Pennsylvania Union Dons Rally Round Accused Thief, Extortionist

Johnny Doc
Over the years, innumerable Big Labor politicians have paid homage to Pennsylvania electricians union boss John Dougherty (left). Today he remains entrenched in power despite facing three trials on a host of felony charges. (Credit: Originally Published in Politics PA)

This May, notorious Philadelphia union boss John Dougherty (AKA “Johnny Doc”) and half a dozen of his cohorts were expected to go on trial for embezzling more than $600,000 in union funds from rank-and-file electricians in Pennsylvania.

But May came and went, and the reality is it turned out well for Johnny Doc and other International Brotherhood of Electrical Workers (IBEW) Local 98 union bigwigs. Their federal trial for embezzlement, bribery and theft has been pushed back to a yet-to-be-determined date.

And in early June Johnny Doc, who is separately awaiting trials on 19 extortion and conspiracy counts and on charges that he bribed a Philadelphia city councilman with a $70,000-a-year no-show job, received a big show of support from dozens of his fellow union bosses in the Keystone State.

On June 4, the Philadelphia Inquirer reported that the bosses of the AFL-CIO-affiliated Philadelphia Building and Construction Trades Council (PBCTC), a conglomerate of more than 50 unions, had just reelected Johnny Doc as their top officer.

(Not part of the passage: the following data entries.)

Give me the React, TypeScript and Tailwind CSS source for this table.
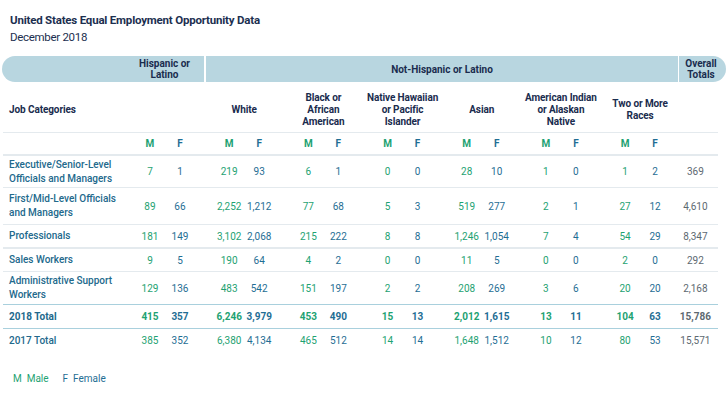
const groups = [
  { name: ['White'] },
  { name: ['Black or', 'African', 'American'] },
  { name: ['Native Hawaiian', 'or Pacific', 'Islander'] },
  { name: ['Asian'] },
  { name: ['American Indian', 'or Alaskan', 'Native'] },
  { name: ['Two or More', 'Races'] },
]

type Row = {
  label: string[]
  h: string
  values: string[]
  total: string
  bold?: boolean
  border: string
}

const rows: Row[] = [
  {
    label: ['Executive/Senior-Level', 'Officials and Managers'],
    h: 'h-[33px]',
    border: 'border-t-2 border-[#e4eaee]',
    values: ['7', '1', '219', '93', '6', '1', '0', '0', '28', '10', '1', '0', '1', '2'],
    total: '369',
  },
  {
    label: ['First/Mid-Level Officials', 'and Managers'],
    h: 'h-[37px]',
    border: 'border-t border-[#e4eaee]',
    values: ['89', '66', '2,252', '1,212', '77', '68', '5', '3', '519', '277', '2', '1', '27', '12'],
    total: '4,610',
  },
  {
    label: ['Professionals'],
    h: 'h-[23px]',
    border: 'border-t border-[#e4eaee]',
    values: ['181', '149', '3,102', '2,068', '215', '222', '8', '8', '1,246', '1,054', '7', '4', '54', '29'],
    total: '8,347',
  },
  {
    label: ['Sales Workers'],
    h: 'h-[24px]',
    border: 'border-t-2 border-[#e4eaee]',
    values: ['9', '5', '190', '64', '4', '2', '0', '0', '11', '5', '0', '0', '2', '0'],
    total: '292',
  },
  {
    label: ['Administrative Support', 'Workers'],
    h: 'h-[33px]',
    border: 'border-t border-[#e4eaee]',
    values: ['129', '136', '483', '542', '151', '197', '2', '2', '208', '269', '3', '6', '20', '20'],
    total: '2,168',
  },
  {
    label: ['2018 Total'],
    h: 'h-[24px]',
    border: 'border-t border-[#a9d0dd]',
    bold: true,
    values: ['415', '357', '6,246', '3,979', '453', '490', '15', '13', '2,012', '1,615', '13', '11', '104', '63'],
    total: '15,786',
  },
  {
    label: ['2017 Total'],
    h: 'h-[24px]',
    border: 'border-t border-[#a9d0dd]',
    values: ['385', '352', '6,380', '4,134', '465', '512', '14', '14', '1,648', '1,512', '10', '12', '80', '53'],
    total: '15,571',
  },
]

function Pair({ m, f, bold }: { m: string; f: string; bold?: boolean }) {
  return (
    <div className="flex w-[79.2px] shrink-0 justify-center">
      <div className={`w-[30px] text-center text-[#1ea272] ${bold ? 'font-bold' : ''}`}>{m}</div>
      <div className={`w-[30px] text-center text-[#1f6e94] ${bold ? 'font-bold' : ''}`}>{f}</div>
    </div>
  )
}

export default function App() {
  return (
    <div className="h-[400px] w-[728px] bg-white font-['Roboto',sans-serif] text-[10px]">
      <div className="px-[10px] pt-[12px] text-[#1c2f50]">
        <div className="text-[11.5px] font-bold leading-[16px] tracking-[-0.2px]">
          United States Equal Employment Opportunity Data
        </div>
        <div className="mt-[1px] text-[11.5px] leading-[16px] tracking-[-0.3px]">December 2018</div>
      </div>

      {/* top band */}
      <div className="mx-[2px] mt-[11px] flex h-[26px] items-stretch rounded-full bg-[#b8d6e0] font-bold leading-[11px] text-[#1a2c4e]">
        <div className="w-[123px]" />
        <div className="flex w-[81px] items-center justify-center border-r-2 border-white text-center">
          Hispanic or
          <br />
          Latino
        </div>
        <div className="flex flex-1 items-center justify-center border-r border-white">
          Not-Hispanic or Latino
        </div>
        <div className="flex w-[47px] items-center justify-center pr-[3px] text-center">
          Overall
          <br />
          Totals
        </div>
      </div>

      <div className="ml-[3px] w-[715px]">
        {/* group names */}
        <div className="flex h-[50px] items-center pt-[5px] font-bold leading-[12px] tracking-[-0.1px] text-[#1a2c4e]">
          <div className="w-[122.4px] shrink-0 pl-[6px]">Job Categories</div>
          <div className="w-[79.2px] shrink-0" />
          {groups.map((g) => (
            <div key={g.name.join(' ')} className="w-[79.2px] shrink-0 text-center">
              {g.name.map((n) => (
                <div key={n}>{n}</div>
              ))}
            </div>
          ))}
          <div className="flex-1" />
        </div>

        {/* M / F */}
        <div className="flex h-[22px] items-center border-t border-[#e4eaee] font-bold">
          <div className="w-[122.4px] shrink-0" />
          {Array.from({ length: 7 }).map((_, i) => (
            <Pair key={i} m="M" f="F" bold />
          ))}
          <div className="flex-1" />
        </div>

        {rows.map((r) => (
          <div key={r.label[0]} className={`flex items-center ${r.h} ${r.border}`}>
            <div
              className={`w-[122.4px] shrink-0 pl-[6px] leading-[14px] text-[#22698c] ${r.bold ? 'font-bold' : 'font-medium'}`}
            >
              {r.label.map((l) => (
                <div key={l}>{l}</div>
              ))}
            </div>
            {Array.from({ length: 7 }).map((_, i) => (
              <Pair key={i} m={r.values[i * 2]} f={r.values[i * 2 + 1]} bold={r.bold} />
            ))}
            <div className={`flex-1 pr-[7px] text-center text-[#5d6971] ${r.bold ? 'font-bold' : ''}`}>
              {r.total}
            </div>
          </div>
        ))}
      </div>

      <div className="mt-[21px] flex pl-[13px] text-[10px] leading-[12px]">
        <span className="text-[#1ea272]">M&nbsp;&nbsp;Male</span>
        <span className="ml-[14px] text-[#1f6e94]">F&nbsp;&nbsp;Female</span>
      </div>
    </div>
  )
}
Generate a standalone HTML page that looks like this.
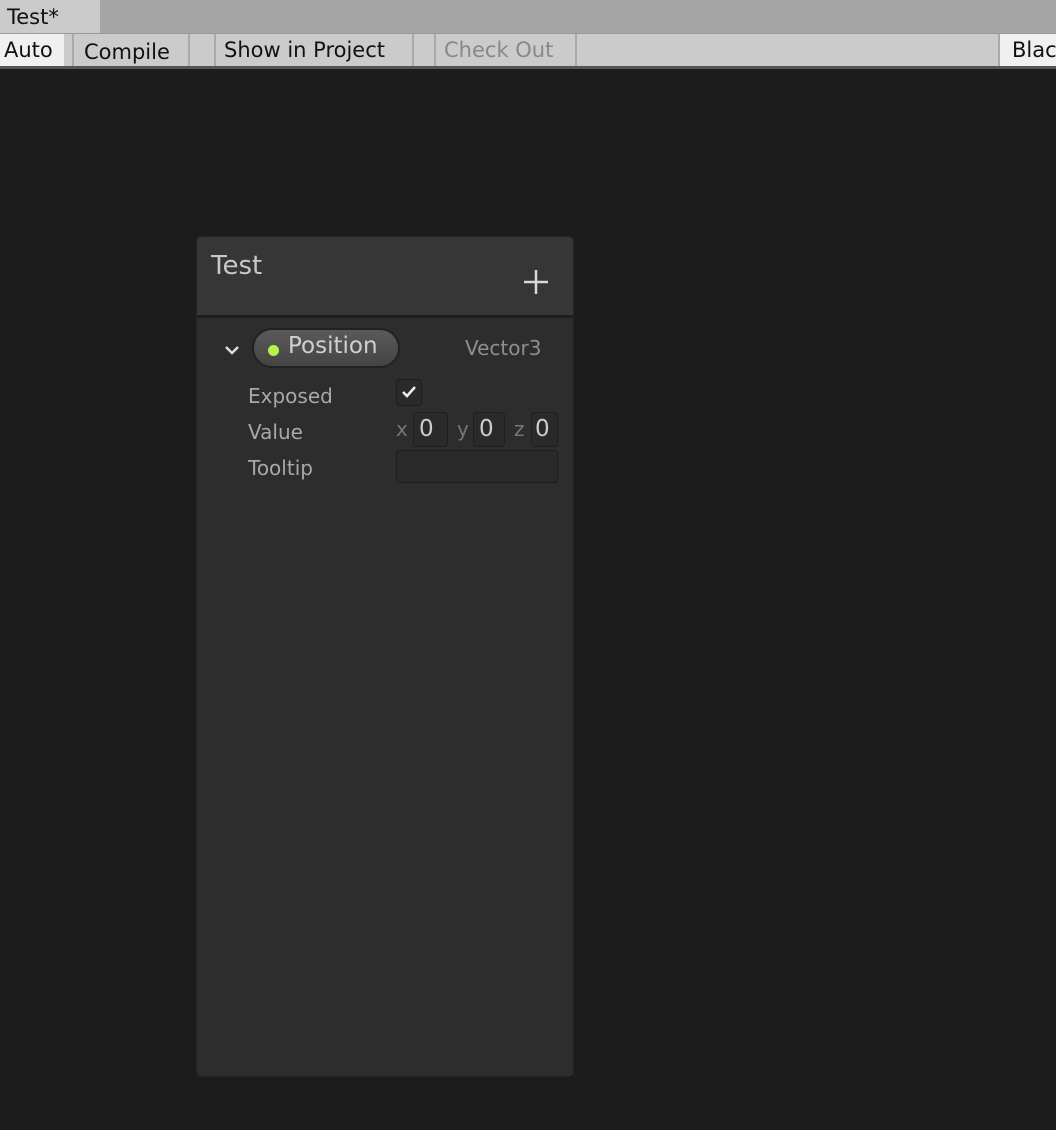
<!DOCTYPE html>
<html><head><style>
*{margin:0;padding:0;box-sizing:border-box}
body{width:1056px;height:1130px;background:#1c1c1c;font-family:"DejaVu Sans",sans-serif;position:relative;overflow:hidden}
.a{position:absolute}
.tb{font-size:21px;color:#111;line-height:32px;white-space:nowrap}
.lbl{color:#a8a8a8;font-size:20px}
.box{border:1px solid #1e1e1e;background:#2a2a2a;border-radius:4px}
</style></head><body>
<div class="a" style="left:0;top:0;width:1056px;height:34px;background:#a5a5a5"></div>
<div class="a tb" style="left:0;top:0;width:100px;height:34px;background:#cbcbcb;padding-left:7px;line-height:34px">Test*</div>
<div class="a" style="left:0;top:33px;width:1056px;height:34px;background:#cbcbcb;border-top:1px solid #999"></div>
<div class="a" style="left:0;top:66px;width:1056px;height:3px;background:#555"></div>
<div class="a tb" style="left:0;top:34px;width:64px;height:32px;background:#f0f0f0;padding-left:4px">Auto</div>
<div class="a" style="left:72px;top:34px;width:2px;height:32px;background:#aaa"></div>
<div class="a tb" style="left:84px;top:36px">Compile</div>
<div class="a" style="left:188px;top:34px;width:2px;height:32px;background:#aaa"></div>
<div class="a" style="left:214px;top:34px;width:2px;height:32px;background:#aaa"></div>
<div class="a tb" style="left:224px;top:34px">Show in Project</div>
<div class="a" style="left:412px;top:34px;width:2px;height:32px;background:#aaa"></div>
<div class="a" style="left:434px;top:34px;width:2px;height:32px;background:#aaa"></div>
<div class="a tb" style="left:444px;top:34px;color:#888">Check Out</div>
<div class="a" style="left:575px;top:34px;width:2px;height:32px;background:#aaa"></div>
<div class="a" style="left:998px;top:34px;width:2px;height:32px;background:#aaa"></div>
<div class="a tb" style="left:1000px;top:34px;width:56px;height:32px;background:#f0f0f0;padding-left:12px;overflow:hidden">Black</div>

<div class="a" style="left:196px;top:236px;width:378px;height:841px;background:#2d2d2d;border:1px solid #232323;border-radius:5px;overflow:hidden">
 <div class="a" style="left:0;top:0;width:378px;height:81px;background:#363636;border-bottom:3px solid #1f1f1f"></div>
 <div class="a" style="left:14px;top:14px;font-size:26px;color:#c8c8c8">Test</div>
 <svg class="a" style="left:326px;top:32px" width="26" height="26"><path d="M13 1 V25 M1 13 H25" stroke="#d8d8d8" stroke-width="2.5"/></svg>
 <svg class="a" style="left:26px;top:106px" width="18" height="14"><path d="M3 4 L9 10 L15 4" stroke="#ddd" stroke-width="2.5" fill="none"/></svg>
 <div class="a" style="left:55px;top:91px;width:148px;height:40px;border-radius:20px;background:linear-gradient(#5a5a5a,#444);border:2px solid #222"></div>
 <div class="a" style="left:71px;top:108px;width:11px;height:11px;border-radius:50%;background:#b6f34a"></div>
 <div class="a" style="left:91px;top:96px;font-size:23px;color:#d0d0d0">Position</div>
 <div class="a lbl" style="left:268px;top:99px;color:#8e8e8e">Vector3</div>
 <div class="a lbl" style="left:51px;top:147px">Exposed</div>
 <div class="a box" style="left:199px;top:142px;width:26px;height:27px"></div>
 <svg class="a" style="left:201px;top:145px" width="22" height="20"><path d="M5 10 L9 14 L17 5" stroke="#eee" stroke-width="2.5" fill="none"/></svg>
 <div class="a lbl" style="left:51px;top:183px">Value</div>
 <div class="a lbl" style="left:199px;top:180px;color:#777">x</div>
 <div class="a box" style="left:216px;top:175px;width:35px;height:35px"></div>
 <div class="a" style="left:222px;top:179px;font-size:23px;color:#ccc">0</div>
 <div class="a lbl" style="left:260px;top:180px;color:#777">y</div>
 <div class="a box" style="left:276px;top:175px;width:32px;height:35px"></div>
 <div class="a" style="left:282px;top:179px;font-size:23px;color:#ccc">0</div>
 <div class="a lbl" style="left:317px;top:180px;color:#777">z</div>
 <div class="a box" style="left:334px;top:175px;width:27px;height:35px"></div>
 <div class="a" style="left:338px;top:179px;font-size:23px;color:#ccc">0</div>
 <div class="a lbl" style="left:51px;top:219px">Tooltip</div>
 <div class="a box" style="left:199px;top:213px;width:162px;height:33px"></div>
</div>
</body></html>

The PBCTC has offered no public explanation as to why Johnny Doc deserved another term as business manager after he and his cohorts allegedly stole more than $600,000, primarily forced dues squeezed out of employees under their control. 

Pennsylvania Union Officials Seem to Live in an ‘Alternative World’

But in February 2019, the first time PBCTC officers met after Johnny Doc and company were charged, Philadelphia AFL-CIO President and PBCTC Secretary-Treasurer Pat Eiding emphasized to the Inquirer’s Juliana Feliciano Reyes that council support for the indicted union bigwig was universal.

“Nobody, and I clearly want to say nobody, asked John to leave the building trades,” declared Mr. Eiding.

National Right to Work Committee President Mark Mix commented:

“In the alternative world where Pat Eiding and many other Pennsylvania union officials live, it seems, there is nothing wrong with Big Labor union bosses’ using dues and fees that workers are forced to fork over as a job condition to enrich themselves and buy political influence.

“And a host of union-label Keystone State politicians also evidently live in that world.”

One remarkable illustration of the mindset of Big Labor Philadelphia politicians was their decision last fall to launch a legal defense fund for Councilman Bobby Henon, the former Local 98 staffer who allegedly wielded the power of his office to do Johnny Doc’s bidding in exchange for a series of bribes.

Mr. Henon even allegedly “weaponized the city’s Department of Licenses and Inspections against non-union labor, sending them after a [union-free] company hired to install an MRI machine at the Children’s Hospital of Philadelphia,” as an investigative journalist put it in a report for WHYY radio last year.

No Sensible Citizen Needs to Wait For a Jury to Tell Him Or Her Local 98 Is Crooked

“Of course,” said Mr. Mix, “Johnny Doc, Bobby Henon, and the rest of the IBEW gang all have a right to their day in court before they are subjected to any criminal punishment.

“But no citizen with a modicum of common sense needs to wait for a jury to tell him or her that Local 98 is a crooked operation that is not run for the benefit of the workers it purportedly represents.

“So why are other union officials and union-label politicians continuing to side with the Local 98 hierarchy rather than abused forced-dues-paying workers?

“The fact is, the lack of a Pennsylvania Right to Work law protecting employees has fostered a ‘culture of corruption’ in which many union bosses come to believe, whether they say so openly or not, that it’s okay for them to do whatever they wish with money extracted from unionized workers.

“In a Right to Work environment, union members who suspect their dues money isn’t being used for good and proper purposes can fight back by resigning from the organization and cutting off all financial support for it. 

“That’s a message union bosses in all 50 states can understand. It undoubtedly also helps account for the fact that documented cases of union corruption are far rarer in Right to Work states.”